By Kate Feldman
Almost 11 months after Hurricane Maria decimated Puerto Rico, officials have conceded that more than 1,400 people were likely killed by the storm, a dramatic rise from the official death toll of 64.
A report to Congress posted online Thursday said that, on June 13, the government of Puerto Rico admitted that 1,427 more people had died in the four months after Maria, which made landfall as a Category 4 hurricane on Sept. 20, than in the previous four years at the same time.
"Similarly, independent researchers analyzing vital statistics data found that about 1,000 more people died in September and October 2017 than normal, largely in the hurricane's path or in mountainous rural areas," the report read.
The government had previously acknowledged the higher toll when a judge forced officials to release the death records after being sued by CNN and the Centro de Periodismo Investigativo in Puerto Rico.
Thursday's report, titled "Transformation and Innovation in the Wake of Devastation: An Economic and Disaster Recovery Plan for Puerto Rico," examines why the country was so inadequately prepared for Maria.
"Because the resources available for response were inadequate for the scale of the disaster, the failure of the lifeline systems meant that emergency services were severely compromised and residents lacked electricity, food and water for a prolonged period.
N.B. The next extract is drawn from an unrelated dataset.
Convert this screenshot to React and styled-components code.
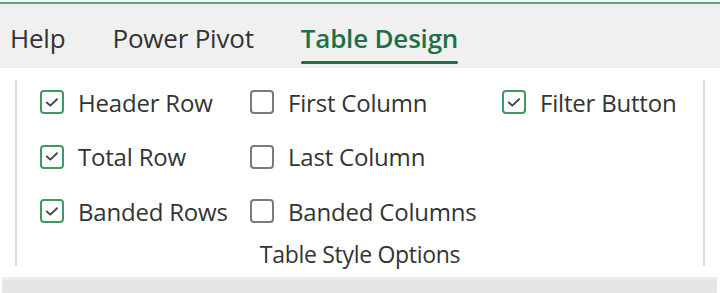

And with roads impassable, residents had limited access to medical care," the report read.
"After the hurricanes, people lost their jobs, schools were closed, government services and private enterprise could no longer operate effectively, landslides caused flooding hazards, and wastewater polluted marine environments. Older adults, children, individuals with disabilities or chronic illnesses and women were all disproportionately affected by this disaster."
President Donald Trump has long touted the low death toll as evidence of the effectiveness of federal aid sent to the island. Promised $23 billion, Omar Marrero, the director of Puerto Rico's Central Recovery and Reconstruction Office, said in March that the country had received just $1.27 billion for its federal assistance nutrition program and $430 million to help repair public infrastructure.
"Every death is a horror, but if you look at a real catastrophe like Katrina and you look at the tremendous _ hundreds and hundreds of people that died _ and you look at what happened here with, really, a storm that was just totally overpowering ... no one has ever seen anything like this," Trump told Puerto Rican officials in October, when the official toll sat at 16.
"Sixteen people versus in the thousands. You can be very proud of all of your people and all of our people working together. Sixteen versus literally thousands of people. You can be very proud. Everybody watching can really be very proud of what's taken place in Puerto Rico."